Mistake 4: DIY Beyond Your Skill Level

The Error:

  • Attempting complex electrical/plumbing to save money
  • Poor quality results
  • Safety/code violations
  • Excessive time investment

Result:

  • Have to hire professionals to fix DIY work
  • Costs more than hiring professional initially
  • Delayed timeline

Solution:

  • DIY painting, landscaping, minor work
  • Hire professionals for skilled trades
  • Value your time appropriately

Conclusion

Strategic renovations are among the most powerful tools for DSCR loan investors. When executed properly, they:

  • Dramatically improve DSCR (30-50% increases possible)
  • Create instant equity through [forced appreciation](/blog/equity-vs-appreciation)
  • Generate strong ROI (20-40%+ on best renovations)
  • Enable better refinancing terms and higher LTV
  • Increase cash flow through higher rents and lower expenses

The key is approaching renovations like a business decision, not an aesthetic preference:

  1. Focus on ROI - Every dollar must increase NOI or property value
  2. Prioritize impact - Kitchen, flooring, and paint deliver best returns
  3. Match the market - Don't over-improve beyond what rents support
  4. Plan thoroughly - Detailed scope, realistic budget, proper timeline
  5. Execute efficiently - Quality contractors, clear communication, proactive management

Start by analyzing your existing portfolio or next acquisition. Which renovations would have the highest impact? What's your budget? What rents can you achieve?

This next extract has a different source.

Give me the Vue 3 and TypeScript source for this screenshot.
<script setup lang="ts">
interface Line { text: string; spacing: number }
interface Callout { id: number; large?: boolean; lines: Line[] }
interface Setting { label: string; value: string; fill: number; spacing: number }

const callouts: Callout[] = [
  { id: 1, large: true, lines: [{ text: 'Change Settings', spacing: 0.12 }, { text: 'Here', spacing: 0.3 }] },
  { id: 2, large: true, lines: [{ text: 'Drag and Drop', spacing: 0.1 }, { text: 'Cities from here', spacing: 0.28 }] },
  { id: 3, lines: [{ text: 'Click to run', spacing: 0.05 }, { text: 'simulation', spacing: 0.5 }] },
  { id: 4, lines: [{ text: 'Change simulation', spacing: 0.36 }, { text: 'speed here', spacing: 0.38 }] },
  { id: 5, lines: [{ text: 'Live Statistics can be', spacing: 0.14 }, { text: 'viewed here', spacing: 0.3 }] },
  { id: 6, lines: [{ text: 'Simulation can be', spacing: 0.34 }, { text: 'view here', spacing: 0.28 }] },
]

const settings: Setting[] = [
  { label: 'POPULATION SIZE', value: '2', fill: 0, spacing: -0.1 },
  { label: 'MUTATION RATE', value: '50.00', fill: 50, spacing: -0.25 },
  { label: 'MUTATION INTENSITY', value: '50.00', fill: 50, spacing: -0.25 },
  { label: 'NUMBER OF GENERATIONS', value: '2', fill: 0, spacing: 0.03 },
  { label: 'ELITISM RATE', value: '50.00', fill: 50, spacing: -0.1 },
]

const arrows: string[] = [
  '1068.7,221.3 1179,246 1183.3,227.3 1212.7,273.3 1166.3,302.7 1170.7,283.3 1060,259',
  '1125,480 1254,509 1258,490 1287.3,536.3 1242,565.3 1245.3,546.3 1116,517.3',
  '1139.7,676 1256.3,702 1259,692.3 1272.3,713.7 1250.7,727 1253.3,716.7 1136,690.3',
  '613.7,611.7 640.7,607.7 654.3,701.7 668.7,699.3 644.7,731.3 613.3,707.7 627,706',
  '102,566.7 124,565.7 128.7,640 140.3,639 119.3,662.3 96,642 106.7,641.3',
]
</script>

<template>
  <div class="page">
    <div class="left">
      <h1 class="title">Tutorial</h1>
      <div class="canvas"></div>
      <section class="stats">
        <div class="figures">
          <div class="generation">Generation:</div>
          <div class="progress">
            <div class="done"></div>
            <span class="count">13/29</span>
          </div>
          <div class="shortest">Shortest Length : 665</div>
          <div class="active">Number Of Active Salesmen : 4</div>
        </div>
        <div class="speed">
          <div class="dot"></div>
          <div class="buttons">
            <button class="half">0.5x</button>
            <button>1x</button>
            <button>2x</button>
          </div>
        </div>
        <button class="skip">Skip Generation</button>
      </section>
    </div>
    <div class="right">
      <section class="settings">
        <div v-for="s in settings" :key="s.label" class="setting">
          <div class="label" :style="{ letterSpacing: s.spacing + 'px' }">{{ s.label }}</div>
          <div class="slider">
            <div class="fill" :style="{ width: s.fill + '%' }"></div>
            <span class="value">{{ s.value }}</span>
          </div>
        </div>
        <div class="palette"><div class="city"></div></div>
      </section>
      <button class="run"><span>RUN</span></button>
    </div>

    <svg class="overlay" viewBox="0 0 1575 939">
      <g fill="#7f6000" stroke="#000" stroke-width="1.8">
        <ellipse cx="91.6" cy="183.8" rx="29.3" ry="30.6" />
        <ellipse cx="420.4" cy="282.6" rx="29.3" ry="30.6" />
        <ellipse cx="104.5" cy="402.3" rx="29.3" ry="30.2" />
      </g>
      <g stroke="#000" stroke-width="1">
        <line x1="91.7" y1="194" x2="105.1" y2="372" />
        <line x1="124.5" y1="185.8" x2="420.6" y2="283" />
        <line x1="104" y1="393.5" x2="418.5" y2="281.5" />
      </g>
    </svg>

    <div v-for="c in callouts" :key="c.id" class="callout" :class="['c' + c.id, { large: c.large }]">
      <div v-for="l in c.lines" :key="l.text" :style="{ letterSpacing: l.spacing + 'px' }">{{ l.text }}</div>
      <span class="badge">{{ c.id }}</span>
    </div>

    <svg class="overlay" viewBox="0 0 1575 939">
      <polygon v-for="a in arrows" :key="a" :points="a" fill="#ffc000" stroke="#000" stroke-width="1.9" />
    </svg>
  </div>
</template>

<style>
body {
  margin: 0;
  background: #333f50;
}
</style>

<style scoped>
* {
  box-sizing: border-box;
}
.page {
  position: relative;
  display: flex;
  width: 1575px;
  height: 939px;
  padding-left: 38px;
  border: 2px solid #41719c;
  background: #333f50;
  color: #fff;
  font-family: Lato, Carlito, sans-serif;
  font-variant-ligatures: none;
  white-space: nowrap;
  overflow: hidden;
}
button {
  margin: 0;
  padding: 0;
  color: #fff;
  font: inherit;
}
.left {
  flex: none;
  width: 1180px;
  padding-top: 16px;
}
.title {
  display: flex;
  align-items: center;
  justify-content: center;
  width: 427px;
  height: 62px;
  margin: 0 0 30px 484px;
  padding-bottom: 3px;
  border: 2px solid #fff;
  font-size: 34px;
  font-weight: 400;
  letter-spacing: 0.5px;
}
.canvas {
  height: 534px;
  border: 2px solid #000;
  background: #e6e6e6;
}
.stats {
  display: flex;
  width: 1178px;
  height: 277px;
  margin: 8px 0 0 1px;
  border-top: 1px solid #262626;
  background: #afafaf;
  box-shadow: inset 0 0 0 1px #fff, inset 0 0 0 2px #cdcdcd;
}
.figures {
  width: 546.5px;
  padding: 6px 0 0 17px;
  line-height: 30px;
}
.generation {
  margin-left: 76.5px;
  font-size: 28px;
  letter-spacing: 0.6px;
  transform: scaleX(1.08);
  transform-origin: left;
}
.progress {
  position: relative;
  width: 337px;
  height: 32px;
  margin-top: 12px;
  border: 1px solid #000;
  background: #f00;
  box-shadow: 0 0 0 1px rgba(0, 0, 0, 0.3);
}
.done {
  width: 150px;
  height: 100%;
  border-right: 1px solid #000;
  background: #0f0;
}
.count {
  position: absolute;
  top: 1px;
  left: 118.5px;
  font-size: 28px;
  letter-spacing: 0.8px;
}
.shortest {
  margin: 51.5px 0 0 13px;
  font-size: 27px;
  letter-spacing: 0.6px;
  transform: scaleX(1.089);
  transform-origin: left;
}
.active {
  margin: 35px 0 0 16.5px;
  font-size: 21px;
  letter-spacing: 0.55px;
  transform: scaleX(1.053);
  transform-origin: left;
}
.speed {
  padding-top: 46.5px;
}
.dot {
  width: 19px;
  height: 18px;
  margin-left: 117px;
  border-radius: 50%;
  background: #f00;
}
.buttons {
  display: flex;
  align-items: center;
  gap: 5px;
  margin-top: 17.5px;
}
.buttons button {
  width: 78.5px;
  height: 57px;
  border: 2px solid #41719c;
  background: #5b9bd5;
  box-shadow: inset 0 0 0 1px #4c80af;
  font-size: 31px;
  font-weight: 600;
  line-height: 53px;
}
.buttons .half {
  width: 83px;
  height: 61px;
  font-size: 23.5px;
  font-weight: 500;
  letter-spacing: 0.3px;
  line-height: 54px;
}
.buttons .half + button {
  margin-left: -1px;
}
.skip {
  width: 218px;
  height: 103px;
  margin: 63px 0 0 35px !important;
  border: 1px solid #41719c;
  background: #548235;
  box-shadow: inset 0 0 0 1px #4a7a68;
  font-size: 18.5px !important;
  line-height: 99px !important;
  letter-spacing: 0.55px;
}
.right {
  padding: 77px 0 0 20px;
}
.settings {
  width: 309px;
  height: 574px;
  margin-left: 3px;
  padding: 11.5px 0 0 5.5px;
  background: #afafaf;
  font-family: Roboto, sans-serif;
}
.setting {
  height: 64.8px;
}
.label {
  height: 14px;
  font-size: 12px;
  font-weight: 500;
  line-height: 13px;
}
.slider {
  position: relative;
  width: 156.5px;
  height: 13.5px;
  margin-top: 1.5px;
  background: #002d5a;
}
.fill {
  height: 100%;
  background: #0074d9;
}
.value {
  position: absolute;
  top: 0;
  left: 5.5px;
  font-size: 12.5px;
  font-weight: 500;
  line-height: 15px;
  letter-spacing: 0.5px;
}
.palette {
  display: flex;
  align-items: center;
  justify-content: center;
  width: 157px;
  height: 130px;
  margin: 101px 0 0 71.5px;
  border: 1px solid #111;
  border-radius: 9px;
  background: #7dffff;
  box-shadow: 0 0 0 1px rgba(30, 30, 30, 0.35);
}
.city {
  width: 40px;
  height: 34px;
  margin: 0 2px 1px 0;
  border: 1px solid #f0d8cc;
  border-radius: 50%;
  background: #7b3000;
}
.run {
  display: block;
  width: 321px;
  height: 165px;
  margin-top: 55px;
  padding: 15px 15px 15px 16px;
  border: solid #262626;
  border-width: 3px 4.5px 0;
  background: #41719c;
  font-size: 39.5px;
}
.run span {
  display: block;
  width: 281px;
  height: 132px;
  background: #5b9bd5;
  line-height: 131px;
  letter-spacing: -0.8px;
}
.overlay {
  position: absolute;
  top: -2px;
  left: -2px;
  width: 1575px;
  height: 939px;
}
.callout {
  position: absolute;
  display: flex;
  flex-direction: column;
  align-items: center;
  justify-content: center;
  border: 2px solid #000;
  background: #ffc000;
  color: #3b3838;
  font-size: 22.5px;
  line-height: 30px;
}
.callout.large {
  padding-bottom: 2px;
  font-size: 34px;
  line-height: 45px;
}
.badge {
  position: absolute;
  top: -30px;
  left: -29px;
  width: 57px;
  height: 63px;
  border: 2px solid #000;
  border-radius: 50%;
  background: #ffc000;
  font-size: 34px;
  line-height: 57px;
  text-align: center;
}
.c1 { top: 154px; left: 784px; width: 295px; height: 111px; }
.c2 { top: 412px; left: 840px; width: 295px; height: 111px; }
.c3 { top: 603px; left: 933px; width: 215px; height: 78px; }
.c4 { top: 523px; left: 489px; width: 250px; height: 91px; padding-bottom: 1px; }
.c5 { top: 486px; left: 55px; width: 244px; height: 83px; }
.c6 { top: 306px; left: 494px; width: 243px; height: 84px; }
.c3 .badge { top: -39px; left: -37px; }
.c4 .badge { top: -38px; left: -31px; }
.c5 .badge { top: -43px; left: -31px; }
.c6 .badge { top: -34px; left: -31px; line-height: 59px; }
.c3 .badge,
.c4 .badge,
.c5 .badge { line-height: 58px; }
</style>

Then execute systematically, measure results, and refine your approach. The investors who master strategic renovations build wealth faster than those who simply buy and hold—because they're actively creating value, not passively waiting for appreciation.

Your next renovation could be the difference between a marginal deal and an exceptional one. Make it count.